Reducing backpressure is not always easy, and there are many factors that cause backpressure. Flowline size, number of 90-degree turns in a flowline, chokes and distance from the tank battery can all be a cause of excess backpressure, along with many other factors. For the best performance, backpressure should be kept at a minimum and ideally at or below 125 psi.
The High Rate Unconventional GLR-Based Gas Lift Method (Figure 3) has plenty of merit in today’s unconventional shale plays. The transition from upper valves to lower valves can be greatly expedited on these unconventional wells by closely spacing the higher valves. This allows the rapid unloading process to create a higher rate in the critical early time of production. It is at this point where the highest natural reservoir pressure is helping the lifting process, and the productivity index will be the greatest in the well’s life. The opposite can be said when getting down to the valves in the lower portion of the well.
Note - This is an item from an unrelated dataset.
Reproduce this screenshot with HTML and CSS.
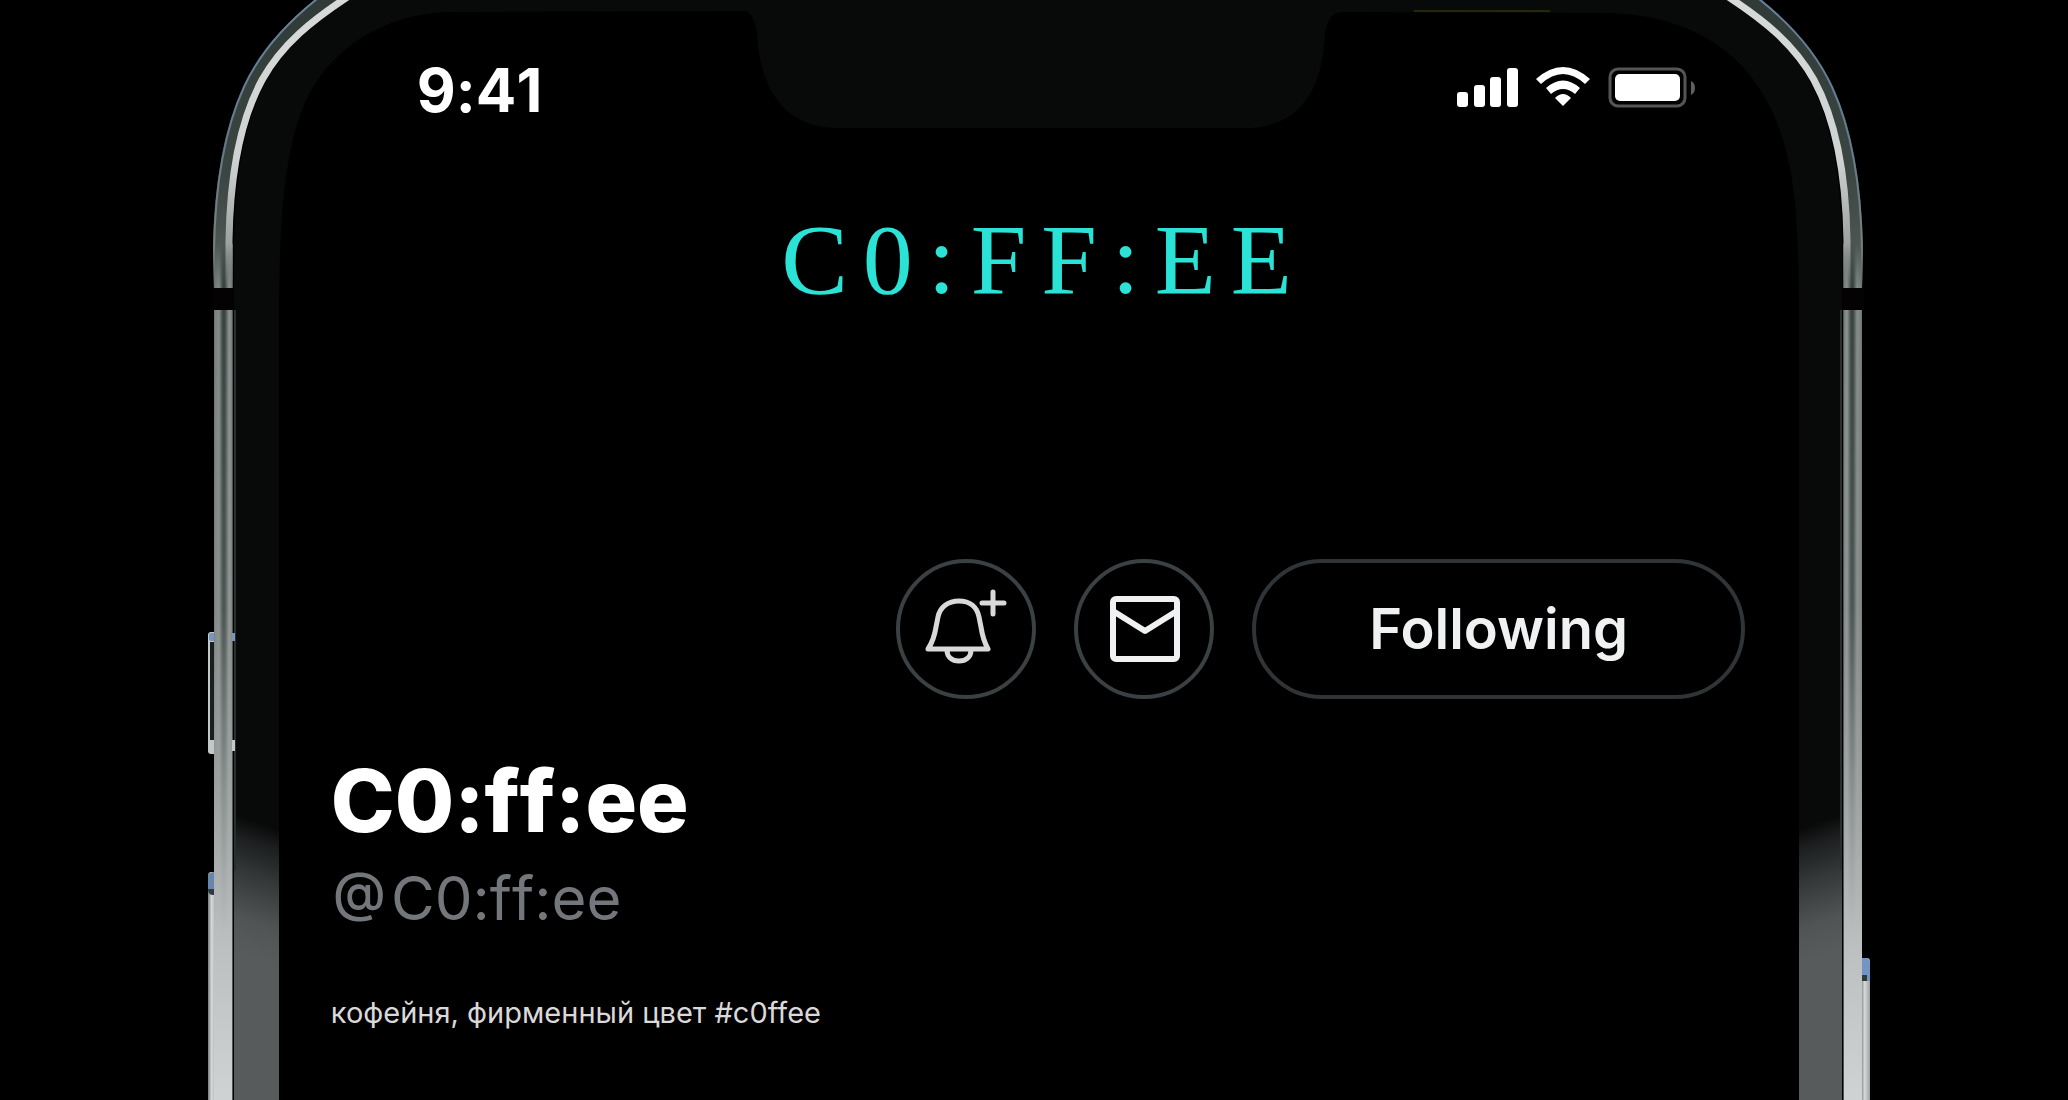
FILE: index.html
```html
<!DOCTYPE html>
<html lang="ru">
<head>
<meta charset="utf-8">
<title>C0:ff:ee</title>
<link rel="stylesheet" href="styles.css">
</head>
<body>
<div class="stage">
  <svg class="phone" viewBox="0 0 2068 1100" preserveAspectRatio="xMidYMin slice" aria-hidden="true">
    <defs>
      <linearGradient id="railSide" x1="213" y1="0" x2="233" y2="0" gradientUnits="userSpaceOnUse">
        <stop offset="0" stop-color="#4a514f"/><stop offset=".1" stop-color="#78807e"/><stop offset=".3" stop-color="#848c8a"/><stop offset=".5" stop-color="#363f3c"/><stop offset=".6" stop-color="#3b4441"/><stop offset=".8" stop-color="#8b9392"/><stop offset=".92" stop-color="#7c8483"/><stop offset="1" stop-color="#39403f"/>
      </linearGradient>
      <linearGradient id="railFade" x1="0" y1="280" x2="0" y2="1100" gradientUnits="userSpaceOnUse">
        <stop offset="0" stop-color="#a5a9a9" stop-opacity="0"/><stop offset=".4" stop-color="#a5a9a9" stop-opacity=".2"/><stop offset=".63" stop-color="#a9adad" stop-opacity=".75"/><stop offset=".8" stop-color="#babebe" stop-opacity="1"/><stop offset="1" stop-color="#d0d3d4"/>
      </linearGradient>
      <linearGradient id="railCurve" x1="0" y1="0" x2="0" y2="290" gradientUnits="userSpaceOnUse">
        <stop offset="0" stop-color="#303a36"/><stop offset=".6" stop-color="#3b4541"/><stop offset=".84" stop-color="#4c5552"/><stop offset="1" stop-color="#4c5552" stop-opacity="0"/>
      </linearGradient>
      <linearGradient id="shine" x1="0" y1="0" x2="0" y2="290" gradientUnits="userSpaceOnUse">
        <stop offset="0" stop-color="#d8dada"/><stop offset=".55" stop-color="#cfd2d2"/><stop offset=".84" stop-color="#9ba2a1"/><stop offset="1" stop-color="#8b9392" stop-opacity="0"/>
      </linearGradient>
      <linearGradient id="edge" x1="0" y1="0" x2="0" y2="290" gradientUnits="userSpaceOnUse">
        <stop offset="0" stop-color="#66809b"/><stop offset=".5" stop-color="#62798c"/><stop offset=".84" stop-color="#78807e"/><stop offset="1" stop-color="#78807e" stop-opacity="0"/>
      </linearGradient>
      <linearGradient id="bezel" x1="256" y1="822" x2="215" y2="942" gradientUnits="userSpaceOnUse">
        <stop offset="0" stop-color="#080a0a"/><stop offset=".15" stop-color="#1c1e1f"/><stop offset=".4" stop-color="#333738"/><stop offset=".75" stop-color="#505454"/><stop offset="1" stop-color="#575b5b"/>
      </linearGradient>
      <linearGradient id="key" x1="0" y1="0" x2="1" y2="0">
        <stop offset="0" stop-color="#767c7b"/><stop offset=".4" stop-color="#d8dada"/><stop offset="1" stop-color="#9da1a1"/>
      </linearGradient>
      <g id="half">
        <path fill="url(#bezel)" d="M234 1100V240C236 180 242 128 266 82C286 44 316 18 356 -6H1038V1100Z"/>
        <rect x="214" y="244" width="19" height="856" fill="url(#railSide)"/>
        <path fill="url(#railCurve)" d="M213 290V250C214 190 222 133 243 87C259 52 285 22 325 -8H352C308 20 284 46 266 78C240 124 233 180 232 240V290Z"/>
        <path fill="none" stroke="url(#edge)" stroke-width="2" d="M214 290V250C215 190 223 133 244 87C260 52 286 22 326 -8"/>
        <path fill="none" stroke="url(#shine)" stroke-width="7" d="M229 290V240C230 180 238 124 262 80C282 44 312 20 352 -6"/>
        <rect x="214" y="280" width="18" height="820" fill="url(#railFade)"/>
        <rect x="234" y="310" width="2" height="560" fill="#2a302f"/>
        <path fill="#050203" d="M212 288H233V310H212Z"/>
      </g>
    </defs>
    <rect x="208" y="632" width="9" height="122" rx="3" fill="#c5c8c8"/>
    <rect x="210" y="642" width="7" height="98" fill="#17201d"/>
    <rect x="209" y="633" width="8" height="8" rx="2" fill="#7896bd"/>
    <rect x="208" y="872" width="9" height="240" rx="3" fill="url(#key)"/>
    <path d="M208 892V878Q208 872 214 872V895Q208 895 208 892Z" fill="#6686ad"/>
    <path d="M208 889L214 889V895Q208 895 208 889Z" fill="#2f3b36"/>
    <rect x="1861" y="958" width="9" height="150" rx="3" fill="url(#key)"/>
    <path d="M1862 958H1866Q1870 958 1870 966V981H1862Z" fill="#7095c6"/>
    <path d="M1862 975H1867V981H1862Z" fill="#2f3b36"/>
    <use href="#half"/>
    <use href="#half" transform="translate(2076 0) scale(-1 1)"/>
    <path fill="#7896bd" d="M232 633H235V641H232Z"/>
    <path fill="#c5c8c8" d="M232 740H235V751H232Z"/>
    <path fill="#000" d="M279 1100V300C280 230 282 150 308 96C335 45 385 15 446 12L745 11Q754 13 757 34C760 90 785 127 836 128H1248C1297 126 1322 95 1325 34Q1328 13 1341 12L1610 13C1700 16 1755 60 1780 130C1797 180 1798 230 1799 300V1100Z"/>
    <path fill="#26280a" d="M1414 10H1550V12H1414Z"/>
  </svg>

  <main class="screen">
    <header class="status">
      <time class="clock">9:41</time>
      <svg class="signals" width="242" height="42" viewBox="0 0 242 42" role="img" aria-label="Signal, Wi-Fi, battery">
        <g fill="#fff">
          <rect x="1" y="25" width="11" height="15" rx="3"/><rect x="18" y="18" width="11" height="22" rx="3"/><rect x="34" y="10" width="11" height="30" rx="3"/><rect x="51" y="1" width="11" height="39" rx="3"/>
          <path d="M80 12Q107-12 134 12L129 17Q107-3 85 17ZM90 21Q107 6 124 21L119 27Q107 17 95 27ZM99 31Q107 23 115 31L107 39Z"/>
          <rect x="159" y="7" width="65" height="27" rx="5"/>
        </g>
        <rect x="154" y="2" width="75" height="37" rx="8" fill="none" stroke="#555" stroke-width="3"/>
        <path d="M235 14Q239 16 239 21T235 28Z" fill="#606060"/>
      </svg>
    </header>

    <p class="wordmark">C0:FF:EE</p>

    <div class="actions">
      <button class="round" type="button" aria-label="Notify">
        <svg width="84" height="84" viewBox="0 0 84 84" fill="none" stroke="#d9d9d9" stroke-width="5" stroke-linejoin="round" stroke-linecap="round"><path d="M4 62Q10 53 12 40L14 30C16 20 24 14 35 14S53 20 55 30L57 40Q59 53 64 62ZM23 63C23 70 28 74 35 74S47 70 47 63M69 5V27M58 16H80"/></svg>
      </button>
      <button class="round" type="button" aria-label="Message">
        <svg width="84" height="84" viewBox="0 0 84 84" fill="none" stroke="#eff1f3" stroke-width="6" stroke-linejoin="round"><rect x="11" y="12" width="64" height="60" rx="3"/><path d="M11 24L43 44L75 24"/></svg>
      </button>
      <button class="follow" type="button">Following</button>
    </div>

    <section class="profile">
      <h1 class="name">C0:ff:ee</h1>
      <p class="handle"><span class="at">@</span><span>C0:ff:ee</span></p>
      <p class="bio">кофейня, фирменный цвет #c0ffee</p>
    </section>
  </main>
</div>
</body>
</html>
```
FILE: styles.css
```css
* { box-sizing: border-box; }
body { margin: 0; background: #000; color: #fff; font-family: Inter, "Liberation Sans", sans-serif; font-variant-ligatures: none; font-kerning: none; }
h1, p { margin: 0; }
.stage { position: relative; min-height: 100vh; overflow: hidden; }
.phone { position: absolute; top: 0; left: 0; width: 100%; height: 100%; }
.screen { position: relative; width: 74%; margin: 0 auto; padding: 0 54px 40px 62px; }
.status { display: flex; justify-content: space-between; padding: 54px 47px 0 86px; }
.clock { font-size: 60px; line-height: 72px; font-weight: 700; }
.signals { margin-top: 13px; }
.wordmark { margin-top: 82px; padding-left: 12px; text-align: center; color: #2be2d6; font-family: "Liberation Serif", serif; font-size: 100px; line-height: 104px; letter-spacing: 15px; }
.actions { display: flex; justify-content: flex-end; gap: 38px; margin-top: 247px; }
.round, .follow { display: flex; align-items: center; justify-content: center; height: 140px; padding: 0; border: 4px solid #303437; border-radius: 70px; background: none; color: #eff1f3; font: 600 56px/64px Inter, "Liberation Sans", sans-serif; }
.round { width: 140px; border-color: #3b4043; }
.follow { width: 493px; }
.profile { padding-top: 50px; }
.name { font-size: 86px; line-height: 104px; font-weight: 800; }
.handle { display: flex; gap: 5px; margin-top: 5px; padding-left: 2px; color: #73767b; font-size: 60px; line-height: 80px; }
.at { font-size: 54px; line-height: 68px; font-weight: 500; }
.bio { margin-top: 55px; color: #d9d9d9; font-size: 29px; line-height: 40px; font-kerning: normal; }
```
Achieving 2,500-plus bbl/d total fluid rates is well within the grasp of the High Rate Unconventional GLR-Based Method. Utilizing this system, 270-plus psi of drawdown (Figure 4) within several days has been seen following installation of lift. Based on data from an installed BHP gauge, accurate pressures have been tracked and production rates have reached volumes of more than 3,000 bbl/d. All this is from individual wellhead compression in the form of a three-stage 200-hp, gas-powered natural gas compressor with an operating discharge pressure of 1,250 psi.
Continued installations may be needed to gather more conclusive data regarding the broad application of this system. Higher rates can be achieved and fewer valves can be used. There is no need to limit the bottom valves to the tight 152-m spacing based on the status quo or arbitrary existing practices.